M. de Choiseul en disgrâce, en exil, Marie-Antoinette était livrée sans défense à toutes les petites rancunes, à toutes ces grandes haines contre l'Autriche que devaient raviver encore les malheureuses prétentions de l'archiduc Maximilien en 1775 ; et le jour où cette princesse si française montait sur le trône, son crédit, sa popularité étaient minés ; déjà était trouvée, déjà courait dans le murmure de la cour cette épithète l'Autrichienne qui devait l'accompagner à l'échafaud.

 

 

 



[1] La Dauphine était née moqueuse. Mercy-Argenteau dit dans une lettre : S. A. R. par un pur effet de gaieté et sans mauvaise intention se livre quelquefois à plaisanter sur le chapitre de ceux auxquels elle aperçoit des ridicules ; cela a déjà été remarqué ici, et y deviendrait d'une conséquence d'autant plus dangereuse que cette princesse sait donner à ses observations tout l'esprit et le sel propres à les rendre piquantes.

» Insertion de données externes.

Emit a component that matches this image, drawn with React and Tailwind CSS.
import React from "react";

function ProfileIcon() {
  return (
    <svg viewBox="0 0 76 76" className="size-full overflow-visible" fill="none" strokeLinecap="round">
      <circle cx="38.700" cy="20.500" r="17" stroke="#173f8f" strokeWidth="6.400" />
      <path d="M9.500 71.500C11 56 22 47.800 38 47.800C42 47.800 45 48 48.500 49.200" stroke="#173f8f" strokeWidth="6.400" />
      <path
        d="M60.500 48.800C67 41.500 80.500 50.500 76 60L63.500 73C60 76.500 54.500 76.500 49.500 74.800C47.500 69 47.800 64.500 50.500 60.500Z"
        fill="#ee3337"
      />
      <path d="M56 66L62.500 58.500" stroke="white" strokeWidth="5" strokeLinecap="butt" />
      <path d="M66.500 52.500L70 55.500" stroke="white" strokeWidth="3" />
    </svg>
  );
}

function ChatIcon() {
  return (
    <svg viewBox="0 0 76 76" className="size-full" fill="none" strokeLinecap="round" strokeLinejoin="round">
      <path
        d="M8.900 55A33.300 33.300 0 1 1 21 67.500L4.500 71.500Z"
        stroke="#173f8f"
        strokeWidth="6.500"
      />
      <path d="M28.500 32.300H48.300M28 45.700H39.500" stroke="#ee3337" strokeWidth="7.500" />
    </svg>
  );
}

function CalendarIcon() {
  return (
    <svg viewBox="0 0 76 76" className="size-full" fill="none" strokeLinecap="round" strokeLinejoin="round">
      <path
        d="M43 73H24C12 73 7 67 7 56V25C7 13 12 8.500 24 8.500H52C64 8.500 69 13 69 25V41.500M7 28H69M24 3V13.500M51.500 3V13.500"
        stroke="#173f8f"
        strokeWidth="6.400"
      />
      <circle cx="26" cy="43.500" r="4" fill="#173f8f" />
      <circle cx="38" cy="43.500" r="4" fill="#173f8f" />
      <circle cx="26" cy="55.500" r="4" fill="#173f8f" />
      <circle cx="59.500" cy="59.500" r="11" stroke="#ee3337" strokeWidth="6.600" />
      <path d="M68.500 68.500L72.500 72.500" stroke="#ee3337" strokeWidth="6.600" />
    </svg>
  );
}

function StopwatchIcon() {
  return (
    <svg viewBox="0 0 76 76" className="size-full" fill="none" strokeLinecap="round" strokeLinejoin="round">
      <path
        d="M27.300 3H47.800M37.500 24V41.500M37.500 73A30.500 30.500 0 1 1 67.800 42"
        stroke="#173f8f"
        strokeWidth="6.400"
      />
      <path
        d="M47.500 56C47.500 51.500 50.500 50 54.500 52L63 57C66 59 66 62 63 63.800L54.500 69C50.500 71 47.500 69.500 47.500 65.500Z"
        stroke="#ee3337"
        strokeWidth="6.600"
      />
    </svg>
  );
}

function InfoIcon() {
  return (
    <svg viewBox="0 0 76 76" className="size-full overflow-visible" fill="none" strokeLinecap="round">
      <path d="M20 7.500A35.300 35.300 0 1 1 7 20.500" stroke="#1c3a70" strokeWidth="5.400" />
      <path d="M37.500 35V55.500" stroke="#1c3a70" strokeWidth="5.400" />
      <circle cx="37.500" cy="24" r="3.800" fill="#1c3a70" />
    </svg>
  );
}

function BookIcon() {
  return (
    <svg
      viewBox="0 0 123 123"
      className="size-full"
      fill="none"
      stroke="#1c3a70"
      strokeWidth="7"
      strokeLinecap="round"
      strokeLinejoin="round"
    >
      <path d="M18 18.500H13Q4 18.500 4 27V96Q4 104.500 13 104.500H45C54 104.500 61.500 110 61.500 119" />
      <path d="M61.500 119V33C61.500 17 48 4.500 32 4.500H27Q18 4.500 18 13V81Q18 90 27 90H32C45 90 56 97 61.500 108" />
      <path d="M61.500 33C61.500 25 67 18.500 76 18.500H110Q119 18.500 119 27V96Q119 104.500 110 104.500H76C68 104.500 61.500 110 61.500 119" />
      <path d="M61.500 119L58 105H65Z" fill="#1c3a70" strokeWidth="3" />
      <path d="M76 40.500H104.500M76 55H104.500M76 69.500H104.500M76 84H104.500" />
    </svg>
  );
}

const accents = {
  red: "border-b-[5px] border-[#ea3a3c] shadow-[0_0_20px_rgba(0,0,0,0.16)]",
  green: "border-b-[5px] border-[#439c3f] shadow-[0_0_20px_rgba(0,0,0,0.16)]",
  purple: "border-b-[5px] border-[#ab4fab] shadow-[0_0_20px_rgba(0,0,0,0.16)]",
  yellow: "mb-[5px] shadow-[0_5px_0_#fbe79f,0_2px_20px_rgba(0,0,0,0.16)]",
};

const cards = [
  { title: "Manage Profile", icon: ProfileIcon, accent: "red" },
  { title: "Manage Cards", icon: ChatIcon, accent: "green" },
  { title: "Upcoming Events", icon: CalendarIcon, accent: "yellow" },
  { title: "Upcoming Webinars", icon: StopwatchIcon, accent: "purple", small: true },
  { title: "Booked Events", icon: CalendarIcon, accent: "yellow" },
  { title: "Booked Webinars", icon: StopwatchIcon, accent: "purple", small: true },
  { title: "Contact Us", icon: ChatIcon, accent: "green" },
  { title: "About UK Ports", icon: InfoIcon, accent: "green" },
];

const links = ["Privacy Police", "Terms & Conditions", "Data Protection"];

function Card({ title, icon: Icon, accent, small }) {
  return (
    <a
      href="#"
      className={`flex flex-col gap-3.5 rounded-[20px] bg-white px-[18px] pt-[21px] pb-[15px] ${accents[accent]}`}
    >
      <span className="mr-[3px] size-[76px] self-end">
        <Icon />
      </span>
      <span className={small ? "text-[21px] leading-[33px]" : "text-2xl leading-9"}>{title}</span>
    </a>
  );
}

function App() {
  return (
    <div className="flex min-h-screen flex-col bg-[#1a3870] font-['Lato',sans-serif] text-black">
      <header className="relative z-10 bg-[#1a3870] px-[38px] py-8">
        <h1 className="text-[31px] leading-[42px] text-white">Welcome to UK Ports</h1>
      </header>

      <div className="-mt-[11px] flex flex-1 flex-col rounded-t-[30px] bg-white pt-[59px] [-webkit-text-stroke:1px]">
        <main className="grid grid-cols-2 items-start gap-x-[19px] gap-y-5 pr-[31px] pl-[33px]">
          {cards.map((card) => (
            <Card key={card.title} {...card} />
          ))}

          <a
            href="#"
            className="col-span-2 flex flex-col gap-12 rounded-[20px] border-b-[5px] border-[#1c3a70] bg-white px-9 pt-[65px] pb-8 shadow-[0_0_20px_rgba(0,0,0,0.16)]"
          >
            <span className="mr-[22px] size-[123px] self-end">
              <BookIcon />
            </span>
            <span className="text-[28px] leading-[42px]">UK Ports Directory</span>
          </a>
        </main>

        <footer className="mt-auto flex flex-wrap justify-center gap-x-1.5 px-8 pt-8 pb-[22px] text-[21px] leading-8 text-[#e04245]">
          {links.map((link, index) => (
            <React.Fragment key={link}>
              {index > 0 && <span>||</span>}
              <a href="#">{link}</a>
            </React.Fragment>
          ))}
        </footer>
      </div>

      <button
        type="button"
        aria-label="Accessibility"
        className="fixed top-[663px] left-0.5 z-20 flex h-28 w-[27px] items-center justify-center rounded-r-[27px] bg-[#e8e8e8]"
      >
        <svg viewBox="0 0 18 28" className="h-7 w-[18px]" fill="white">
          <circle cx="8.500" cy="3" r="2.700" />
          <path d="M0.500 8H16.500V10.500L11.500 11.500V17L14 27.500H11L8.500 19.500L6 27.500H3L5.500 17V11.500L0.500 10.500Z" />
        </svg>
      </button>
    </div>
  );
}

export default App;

[2] Portefeuille d'un talon rouge.

[3] M. de Saint-Mégrin, fils de M. de la Vauguyon, qui est encore plus dans l'Intrigue et plus méchant que son père, dit la Dauphine dans une lettre adressée à Marie-Thérèse, en date du 16 avril 1771.

[4] Portefeuille d'un talon rouge.

[5] Correspondance entre le comte de Mirabeau et le comte de La Marck, par A. de Bacourt, 1851. Introduction.

[6] Notice d'événements, par Hardy, 25 décembre 1771.

[7] Notice d'événements, par Hardy, 8 juin 1773.

[8] Mémoires secrets de la République des lettres, vol. V.

[9] Mémoires secrets de la République des lettres, vol. II.

[10] Notice d'événements, par Hardy, 8 et 6 septembre 1773.

[11] Notice d'événements, par Hardy, vol. I.

[12] Les Fastes de Louis XV. A. Villefranche, 1782.

[13] Mémoires historiques, par Soulavie.

[14] Mémoires pour servir à l'histoire des événements de la fin du dix-huitième siècle, par l'abbé Georgel. Paris, 1817, vol. I.

[15] Mémoires historiques et politiques.